Elliott ran for the carriage. He had almost reached it when Porter caught up to him and shouted at him to stop. “How do things fare?” asked Elliott.

Infuriated by Elliott’s flight, Porter said, “Go back and do your duty for your wounded friend!” Elliott never returned.

Meanwhile, Decatur was carried to his carriage. As he was laid inside, Baron said, “God bless you, Decatur.”

“Farewell, Barron,” Decatur replied in a weak voice.

Decatur died in his home later that day. His death plunged the nation into mourning.

Was it a legitimate duel or a conspiracy to kill Decatur? One point stands out. When Barron and Decatur had their verbal exchange just before firing, it was a clear sign that each had forgiven the other. That was the moment that either second should have spoken up and called a halt, since the duel was no longer necessary. But neither man did so. They failed to protect the men they had sworn to represent. The only plausible reason is that each had a motive for wanting Decatur dead.

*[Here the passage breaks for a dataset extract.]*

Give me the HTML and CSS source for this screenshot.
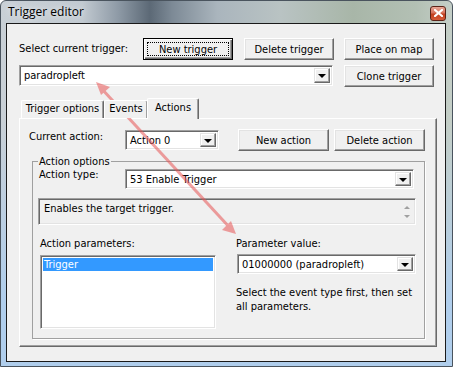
FILE: index.html
```html
<!DOCTYPE html>
<html>
<head>
    <title>Trigger editor</title>
    <meta charset="UTF-8">
    <link rel="stylesheet" href="styles.css">
</head>
<body>
    <div class="window">
        <div class="titlebar">
            <span class="title">Trigger editor</span>
            <div class="close-btn">
                <svg width="9" height="8" viewBox="0 0 9 8">
                    <path d="M1 1 L8 7 M8 1 L1 7" stroke="#fff" stroke-width="2.2" stroke-linecap="square"/>
                </svg>
            </div>
        </div>

        <div class="client">
            <div class="row row-top">
                <span class="lbl lbl-select">Select current trigger:</span>
                <button class="btn default">New trigger</button>
                <button class="btn btn-gap">Delete trigger</button>
                <button class="btn btn-gap2">Place on map</button>
            </div>

            <div class="row row-combo">
                <div class="combo combo-trigger">
                    <span class="combo-text">paradropleft</span>
                    <span class="drop"><i class="tri"></i></span>
                </div>
                <button class="btn btn-gap">Clone trigger</button>
            </div>

            <div class="tabs">
                <div class="tab tab-first">Trigger options</div>
                <div class="tab tab-events">Events</div>
                <div class="tab active">Actions</div>
            </div>

            <div class="tabpage">
                <div class="row row-action">
                    <span class="lbl lbl-current">Current action:</span>
                    <div class="combo combo-action">
                        <span class="combo-text">Action 0</span>
                        <span class="drop"><i class="tri"></i></span>
                    </div>
                    <button class="btn btn-new-action">New action</button>
                    <button class="btn btn-del-action">Delete action</button>
                </div>

                <fieldset class="group">
                    <legend>Action options</legend>

                    <div class="row row-type">
                        <span class="lbl lbl-type">Action type:</span>
                        <div class="combo combo-type">
                            <span class="combo-text">53 Enable Trigger</span>
                            <span class="drop"><i class="tri"></i></span>
                        </div>
                    </div>

                    <div class="desc">
                        <span class="desc-text">Enables the target trigger.</span>
                        <span class="desc-scroll">
                            <i class="arr-up"></i>
                            <i class="arr-down"></i>
                        </span>
                    </div>

                    <div class="row row-params">
                        <div class="col-left">
                            <div class="lbl">Action parameters:</div>
                            <div class="listbox">
                                <div class="item selected">Trigger</div>
                            </div>
                        </div>
                        <div class="col-right">
                            <div class="lbl">Parameter value:</div>
                            <div class="combo combo-param">
                                <span class="combo-text">01000000 (paradropleft)</span>
                                <span class="drop"><i class="tri"></i></span>
                            </div>
                            <div class="hint">Select the event type first, then set all parameters.</div>
                        </div>
                    </div>
                </fieldset>
            </div>

            <!-- annotation arrow drawn over the dialog -->
            <svg class="arrow" width="439" height="338" viewBox="0 0 439 338">
                <g opacity="0.55" stroke="#e85555" fill="#e85555">
                    <line x1="94" y1="64" x2="224" y2="205" stroke-width="3"/>
                    <polygon points="89,58 103,63 94,71" stroke="none"/>
                    <polygon points="229,210 215,206 224,197" stroke="none"/>
                </g>
            </svg>
        </div>
    </div>
</body>
</html>
```

FILE: styles.css
```css
* {
    box-sizing: border-box;
}

body {
    margin: 0;
    width: 453px;
    height: 367px;
    overflow: hidden;
    font-family: 'DejaVu Sans Condensed', 'DejaVu Sans', sans-serif;
    font-size: 11px;
    color: #000;
    background: #fff;
}

.window {
    width: 453px;
    height: 367px;
    display: flex;
    flex-direction: column;
    border: 1px solid #4a545e;
    border-radius: 6px 6px 0 0;
    background:
        linear-gradient(180deg, rgba(170,200,232,0) 0px, rgba(170,200,232,0) 120px, rgba(176,206,236,1) 300px),
        linear-gradient(90deg, #c9d0d6 0%, #c2cad1 18%, #8e9aa6 26%, #5c6976 33%, #7d8a96 38%, #aab5bd 48%, #b9c3c3 62%, #a8b6a8 78%, #b3c0b4 92%, #c5cfc8 100%);
}

.titlebar {
    height: 22px;
    display: flex;
    align-items: center;
    padding: 0 6px 0 7px;
}

.title {
    font-family: 'Open Sans', 'Noto Sans', sans-serif;
    font-size: 12px;
    color: #000;
    text-shadow: 0 0 6px rgba(255,255,255,0.9);
    margin-top: -2px;
}

.close-btn {
    margin-left: auto;
    margin-top: 2px;
    width: 16px;
    height: 15px;
    border: 1px solid #5c2318;
    border-radius: 3px;
    background: linear-gradient(180deg, #e8a898 0%, #d8735c 45%, #c2401f 55%, #d65c3a 100%);
    display: flex;
    align-items: center;
    justify-content: center;
}

.client {
    position: relative;
    flex: 1;
    margin: 0 6px 4px 5px;
    border: 1px solid #1a1a1a;
    background: #f0f0f0;
}

.row {
    display: flex;
}

.lbl {
    line-height: 13px;
    white-space: nowrap;
}

/* classic raised button */
.btn {
    font: inherit;
    color: #000;
    width: 90px;
    height: 22px;
    padding: 0;
    background: #f0f0f0;
    border: 1px solid;
    border-color: #fff #696969 #696969 #fff;
    box-shadow: inset -1px -1px #a0a0a0, inset 1px 1px #e3e3e3;
}

.btn.default {
    border-color: #000;
    box-shadow: inset 1px 1px #fff, inset -1px -1px #696969, inset -2px -2px #a0a0a0;
    outline: 1px dotted #000;
    outline-offset: -5px;
}

/* classic sunken combo box */
.combo {
    display: flex;
    align-items: center;
    height: 20px;
    padding: 2px;
    background: #fff;
    border: 1px solid;
    border-color: #a0a0a0 #fff #fff #a0a0a0;
    box-shadow: inset 1px 1px #696969, inset -1px -1px #e3e3e3;
}

.combo-text {
    flex: 1;
    padding-left: 2px;
    white-space: nowrap;
    overflow: hidden;
}

.drop {
    width: 16px;
    height: 100%;
    display: flex;
    align-items: center;
    justify-content: center;
    background: #f0f0f0;
    border: 1px solid;
    border-color: #e3e3e3 #696969 #696969 #e3e3e3;
    box-shadow: inset -1px -1px #a0a0a0, inset 1px 1px #fff;
}

.tri {
    width: 0;
    height: 0;
    border-left: 4px solid transparent;
    border-right: 4px solid transparent;
    border-top: 4px solid #000;
    margin-top: 1px;
}

/* top rows */
.row-top {
    margin-top: 14px;
    padding-left: 12px;
    align-items: center;
}

.lbl-select {
    width: 124px;
    margin-top: -2px;
}

.btn-gap {
    margin-left: 11px;
}

.btn-gap2 {
    margin-left: 10px;
}

.row-combo {
    margin-top: 5px;
    padding-left: 12px;
    align-items: flex-start;
}

.combo-trigger {
    width: 314px;
    height: 21px;
}

/* tabs */
.tabs {
    display: flex;
    align-items: flex-end;
    height: 20px;
    margin: 11px 0 0 12px;
    position: relative;
    z-index: 1;
}

.tab {
    height: 18px;
    padding: 0;
    line-height: 16px;
    text-align: center;
    white-space: nowrap;
    background: #f0f0f0;
    border: 1px solid;
    border-bottom: none;
    border-color: #fff #696969 #696969 #fff;
    box-shadow: inset -1px 0 #a0a0a0;
    border-radius: 2px 2px 0 0;
}

.tab-first {
    margin-left: 2px;
    width: 83px;
}

.tab-events {
    width: 44px;
}

.tab.active {
    height: 21px;
    margin-bottom: -1px;
    margin-left: -1px;
    width: 52px;
    line-height: 17px;
}

.tabpage {
    margin-left: 12px;
    width: 418px;
    height: 229px;
    border: 1px solid;
    border-color: #fff #696969 #696969 #fff;
    box-shadow: inset -1px -1px #a0a0a0;
}

.row-action {
    margin-top: 10px;
    padding-left: 9px;
    align-items: flex-start;
}

.lbl-current {
    width: 96px;
    margin-top: 1px;
}

.combo-action {
    width: 94px;
    margin-top: 1px;
}

.btn-new-action {
    width: 91px;
    margin-left: 19px;
}

.btn-del-action {
    width: 91px;
    margin-left: 5px;
}

/* group box */
.group {
    margin: 4px 0 0 12px;
    padding: 0;
    width: 393px;
    height: 184px;
    border: 1px solid #a0a0a0;
    box-shadow: 1px 1px 0 #fff;
    min-width: 0;
}

.group legend {
    margin-left: 5px;
    padding: 0 1px;
    line-height: 13px;
}

.row-type {
    padding-left: 6px;
    align-items: flex-start;
}

.lbl-type {
    width: 86px;
}

.combo-type {
    width: 289px;
    margin-top: 1px;
}

.desc {
    display: flex;
    margin: 9px 0 0 5px;
    width: 378px;
    height: 27px;
    border: 1px solid;
    border-color: #a0a0a0 #fff #fff #a0a0a0;
    box-shadow: inset 1px 1px #696969, inset -1px -1px #e3e3e3;
}

.desc-text {
    flex: 1;
    padding: 3px 0 0 5px;
}

.desc-scroll {
    width: 17px;
    display: flex;
    flex-direction: column;
    align-items: center;
    padding-top: 7px;
    gap: 6px;
}

.arr-up, .arr-down {
    width: 0;
    height: 0;
    border-left: 3px solid transparent;
    border-right: 3px solid transparent;
}

.arr-up {
    border-bottom: 3px solid #a0a0a0;
}

.arr-down {
    border-top: 3px solid #a0a0a0;
}

.row-params {
    margin-top: 12px;
}

.col-left {
    margin-left: 7px;
    width: 176px;
}

.listbox {
    margin-top: 5px;
    height: 74px;
    padding: 2px;
    background: #fff;
    border: 1px solid;
    border-color: #a0a0a0 #fff #fff #a0a0a0;
    box-shadow: inset 1px 1px #696969, inset -1px -1px #e3e3e3;
}

.item {
    height: 13px;
    line-height: 13px;
    padding-left: 1px;
}

.item.selected {
    background: #3399ff;
    color: #fff;
}

.col-right {
    margin-left: 20px;
    width: 181px;
}

.combo-param {
    margin: 4px 0 0 1px;
    width: 179px;
}

.hint {
    margin-top: 12px;
    line-height: 14px;
}

.arrow {
    position: absolute;
    left: 0;
    top: 0;
    pointer-events: none;
}
```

Bainbridge wanted revenge, while Elliott sought to remove the final threat to his naval career embodied in the documents that Decatur had in his possession. Despite his unerring skill in naval combat and shrewd dealings with the Navy, Decatur was surprisingly obtuse in not realizing that the two seconds were his enemies.

As for Bainbridge, he had a strong desire to be remembered in a favorable light. He kept extensive letters and papers. Yet on his deathbed, he ordered his daughter to burn all his personal correspondence. This makes absolutely no sense; that is, unless those documents contained correspondence with Elliott and Barron detailing how they plotted to force Decatur into a duel.

Although these theories are now impossible to prove, the circumstantial evidence is compelling. All three officers had long and distinguished careers in the U.S. Navy. Decatur is revered to this day, while Barron is forever tainted as the man who killed a beloved naval hero. He might just have been a pawn in an even greater infamy.